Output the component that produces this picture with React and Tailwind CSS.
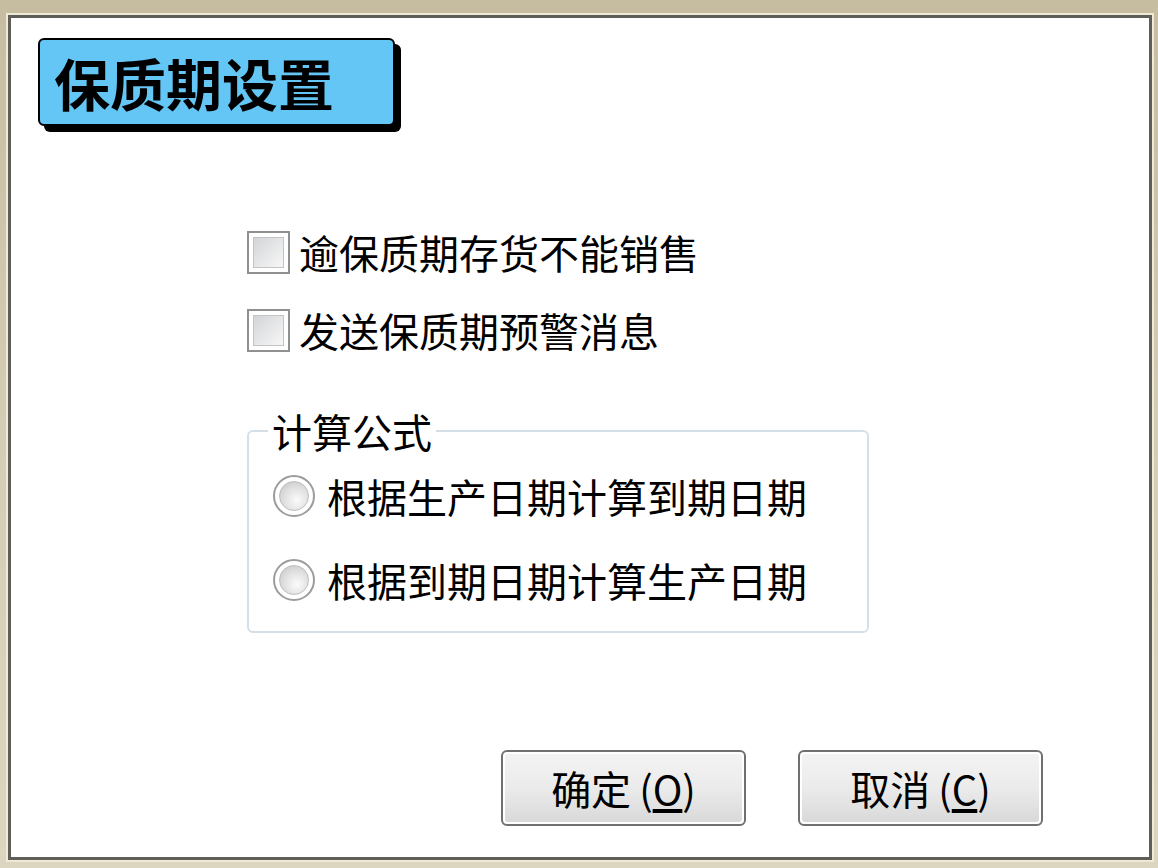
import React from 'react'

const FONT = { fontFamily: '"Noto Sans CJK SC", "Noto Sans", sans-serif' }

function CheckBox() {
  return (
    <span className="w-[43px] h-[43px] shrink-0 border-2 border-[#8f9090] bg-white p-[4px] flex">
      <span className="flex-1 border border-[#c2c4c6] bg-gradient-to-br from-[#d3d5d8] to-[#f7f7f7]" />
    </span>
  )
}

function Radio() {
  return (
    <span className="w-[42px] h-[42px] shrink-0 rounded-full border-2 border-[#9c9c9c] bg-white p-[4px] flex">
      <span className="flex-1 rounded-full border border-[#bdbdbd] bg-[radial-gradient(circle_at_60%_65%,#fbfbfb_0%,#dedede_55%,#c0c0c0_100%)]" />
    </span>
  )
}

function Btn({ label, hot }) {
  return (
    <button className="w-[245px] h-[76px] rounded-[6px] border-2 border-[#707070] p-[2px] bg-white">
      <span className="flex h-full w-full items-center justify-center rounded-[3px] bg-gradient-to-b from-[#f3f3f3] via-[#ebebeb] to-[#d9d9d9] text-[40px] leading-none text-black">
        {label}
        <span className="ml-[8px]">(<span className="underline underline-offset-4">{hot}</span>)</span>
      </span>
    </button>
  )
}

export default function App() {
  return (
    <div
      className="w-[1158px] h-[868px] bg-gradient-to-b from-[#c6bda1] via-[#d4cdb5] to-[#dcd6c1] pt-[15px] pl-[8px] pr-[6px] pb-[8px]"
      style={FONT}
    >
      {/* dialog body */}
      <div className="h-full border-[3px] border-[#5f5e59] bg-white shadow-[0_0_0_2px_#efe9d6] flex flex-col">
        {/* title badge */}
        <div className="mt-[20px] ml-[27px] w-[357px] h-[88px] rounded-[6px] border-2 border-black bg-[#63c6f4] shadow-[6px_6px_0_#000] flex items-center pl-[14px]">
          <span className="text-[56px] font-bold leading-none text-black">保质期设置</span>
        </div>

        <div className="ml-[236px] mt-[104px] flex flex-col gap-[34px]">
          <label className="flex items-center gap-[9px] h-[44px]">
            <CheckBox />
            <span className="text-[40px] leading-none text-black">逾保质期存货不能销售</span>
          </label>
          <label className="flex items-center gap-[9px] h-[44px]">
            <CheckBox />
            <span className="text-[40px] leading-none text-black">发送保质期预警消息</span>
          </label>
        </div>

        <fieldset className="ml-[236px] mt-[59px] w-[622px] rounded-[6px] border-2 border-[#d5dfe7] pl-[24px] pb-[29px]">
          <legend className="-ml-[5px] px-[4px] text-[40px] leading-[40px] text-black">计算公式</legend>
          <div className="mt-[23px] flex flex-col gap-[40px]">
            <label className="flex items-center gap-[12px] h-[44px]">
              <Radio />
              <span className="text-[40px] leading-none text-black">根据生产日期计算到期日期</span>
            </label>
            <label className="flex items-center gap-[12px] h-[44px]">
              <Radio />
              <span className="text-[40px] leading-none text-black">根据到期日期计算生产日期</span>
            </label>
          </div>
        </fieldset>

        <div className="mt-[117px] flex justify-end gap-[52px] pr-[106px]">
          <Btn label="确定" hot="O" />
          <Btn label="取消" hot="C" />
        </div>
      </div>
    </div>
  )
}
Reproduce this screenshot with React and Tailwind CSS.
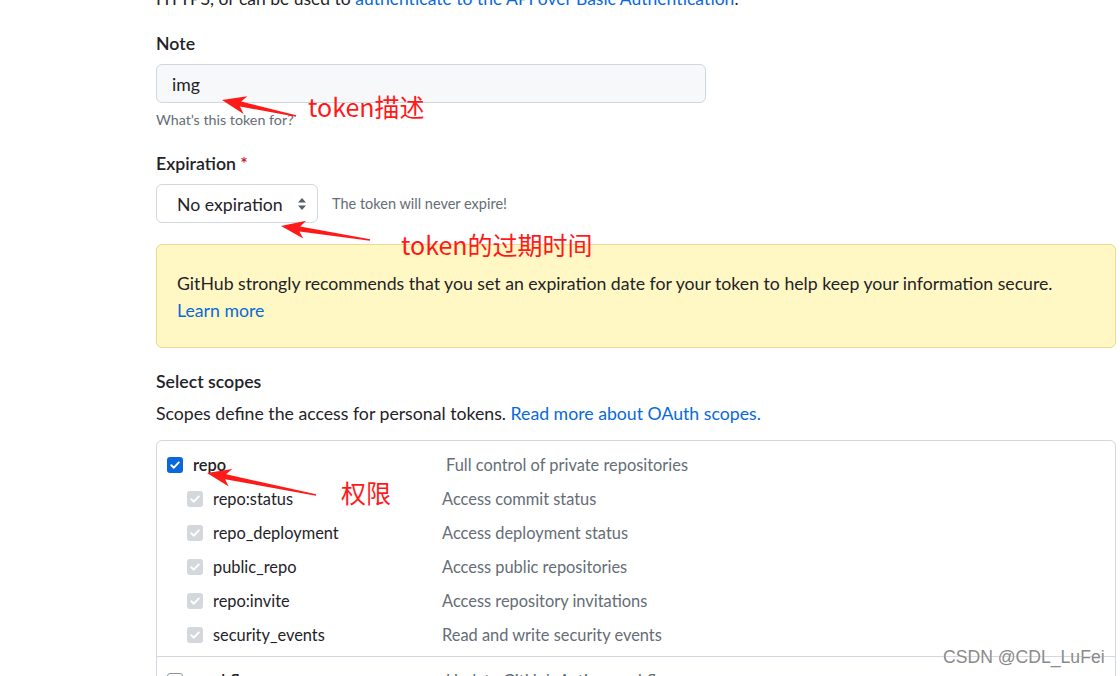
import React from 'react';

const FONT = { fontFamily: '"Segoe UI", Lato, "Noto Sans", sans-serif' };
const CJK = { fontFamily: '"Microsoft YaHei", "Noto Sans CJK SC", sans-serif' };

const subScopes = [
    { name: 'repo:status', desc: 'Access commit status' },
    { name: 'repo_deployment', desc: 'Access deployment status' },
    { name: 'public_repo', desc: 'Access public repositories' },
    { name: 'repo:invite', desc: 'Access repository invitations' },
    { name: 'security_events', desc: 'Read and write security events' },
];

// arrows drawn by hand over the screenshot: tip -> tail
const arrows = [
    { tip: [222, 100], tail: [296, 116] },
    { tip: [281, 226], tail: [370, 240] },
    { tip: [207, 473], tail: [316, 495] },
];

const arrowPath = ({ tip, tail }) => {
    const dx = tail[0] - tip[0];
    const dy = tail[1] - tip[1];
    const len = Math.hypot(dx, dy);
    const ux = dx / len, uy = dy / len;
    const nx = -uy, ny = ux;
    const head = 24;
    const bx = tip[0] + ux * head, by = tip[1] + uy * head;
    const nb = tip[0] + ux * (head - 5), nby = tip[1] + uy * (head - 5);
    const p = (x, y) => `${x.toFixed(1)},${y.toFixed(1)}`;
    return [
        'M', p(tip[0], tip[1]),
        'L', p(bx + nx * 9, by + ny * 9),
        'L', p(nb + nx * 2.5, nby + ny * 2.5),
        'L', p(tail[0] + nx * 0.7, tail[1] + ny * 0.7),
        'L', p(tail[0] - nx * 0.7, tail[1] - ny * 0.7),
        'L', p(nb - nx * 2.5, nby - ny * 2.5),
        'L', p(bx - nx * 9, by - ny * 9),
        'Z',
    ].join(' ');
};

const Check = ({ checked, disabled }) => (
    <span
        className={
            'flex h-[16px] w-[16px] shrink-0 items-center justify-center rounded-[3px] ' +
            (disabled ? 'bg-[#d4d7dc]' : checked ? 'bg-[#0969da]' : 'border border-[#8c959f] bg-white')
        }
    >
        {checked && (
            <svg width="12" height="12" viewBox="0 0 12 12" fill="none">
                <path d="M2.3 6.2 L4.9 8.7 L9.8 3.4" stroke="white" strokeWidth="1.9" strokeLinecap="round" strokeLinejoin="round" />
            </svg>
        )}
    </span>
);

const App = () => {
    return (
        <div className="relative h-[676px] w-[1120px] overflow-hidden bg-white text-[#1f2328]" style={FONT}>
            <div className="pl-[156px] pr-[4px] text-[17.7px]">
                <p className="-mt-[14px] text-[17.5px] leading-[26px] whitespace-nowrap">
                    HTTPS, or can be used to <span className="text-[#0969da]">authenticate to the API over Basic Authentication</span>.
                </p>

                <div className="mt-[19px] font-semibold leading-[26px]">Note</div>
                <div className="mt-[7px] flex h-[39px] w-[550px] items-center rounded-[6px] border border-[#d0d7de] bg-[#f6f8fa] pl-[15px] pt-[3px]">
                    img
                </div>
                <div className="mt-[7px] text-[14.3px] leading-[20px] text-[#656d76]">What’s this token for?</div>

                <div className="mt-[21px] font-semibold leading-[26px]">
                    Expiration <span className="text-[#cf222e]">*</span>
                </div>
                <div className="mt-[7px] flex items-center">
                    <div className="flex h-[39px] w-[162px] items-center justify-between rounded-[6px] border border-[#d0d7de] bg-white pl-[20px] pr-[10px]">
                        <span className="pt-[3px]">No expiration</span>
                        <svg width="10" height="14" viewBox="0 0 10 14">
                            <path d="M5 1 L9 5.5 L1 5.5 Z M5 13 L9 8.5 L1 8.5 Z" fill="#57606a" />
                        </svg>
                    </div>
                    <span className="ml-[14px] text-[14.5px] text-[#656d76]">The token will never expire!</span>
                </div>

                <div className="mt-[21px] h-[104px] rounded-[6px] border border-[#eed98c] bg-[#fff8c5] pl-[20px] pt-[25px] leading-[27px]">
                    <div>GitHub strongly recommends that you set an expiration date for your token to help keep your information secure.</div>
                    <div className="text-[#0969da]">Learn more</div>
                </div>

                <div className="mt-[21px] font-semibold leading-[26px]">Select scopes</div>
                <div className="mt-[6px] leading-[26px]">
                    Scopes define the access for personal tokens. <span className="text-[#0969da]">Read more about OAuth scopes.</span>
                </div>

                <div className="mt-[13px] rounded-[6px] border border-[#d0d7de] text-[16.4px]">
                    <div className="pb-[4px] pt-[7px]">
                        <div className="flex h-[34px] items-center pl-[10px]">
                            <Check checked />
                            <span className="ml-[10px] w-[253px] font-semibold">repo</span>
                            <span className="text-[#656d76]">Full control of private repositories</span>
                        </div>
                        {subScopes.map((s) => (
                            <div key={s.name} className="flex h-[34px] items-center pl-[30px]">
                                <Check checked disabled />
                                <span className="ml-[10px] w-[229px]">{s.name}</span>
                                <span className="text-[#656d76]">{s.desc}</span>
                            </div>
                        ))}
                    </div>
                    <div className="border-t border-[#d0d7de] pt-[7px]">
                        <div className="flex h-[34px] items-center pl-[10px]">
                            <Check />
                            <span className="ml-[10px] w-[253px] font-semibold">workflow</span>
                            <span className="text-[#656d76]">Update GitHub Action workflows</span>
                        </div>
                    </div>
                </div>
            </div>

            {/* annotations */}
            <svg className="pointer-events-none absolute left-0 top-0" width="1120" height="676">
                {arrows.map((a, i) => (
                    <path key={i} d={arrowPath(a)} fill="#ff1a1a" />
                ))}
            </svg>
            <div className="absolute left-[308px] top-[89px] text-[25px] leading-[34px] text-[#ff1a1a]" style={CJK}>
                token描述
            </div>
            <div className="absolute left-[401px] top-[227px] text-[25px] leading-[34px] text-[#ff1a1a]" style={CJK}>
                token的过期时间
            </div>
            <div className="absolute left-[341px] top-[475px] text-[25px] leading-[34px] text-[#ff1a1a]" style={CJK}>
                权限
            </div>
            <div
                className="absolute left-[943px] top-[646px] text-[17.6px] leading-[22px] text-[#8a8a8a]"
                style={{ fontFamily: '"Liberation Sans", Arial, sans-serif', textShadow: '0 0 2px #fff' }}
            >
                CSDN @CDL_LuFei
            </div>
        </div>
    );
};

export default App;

> _EXERCISE PROMPT_
Locate the word "screenshot" in the entries, and copy every line where it is found.

> _FULL ANSWER_
Reproduce this screenshot with React and Tailwind CSS.
// arrows drawn by hand over the screenshot: tip -> tail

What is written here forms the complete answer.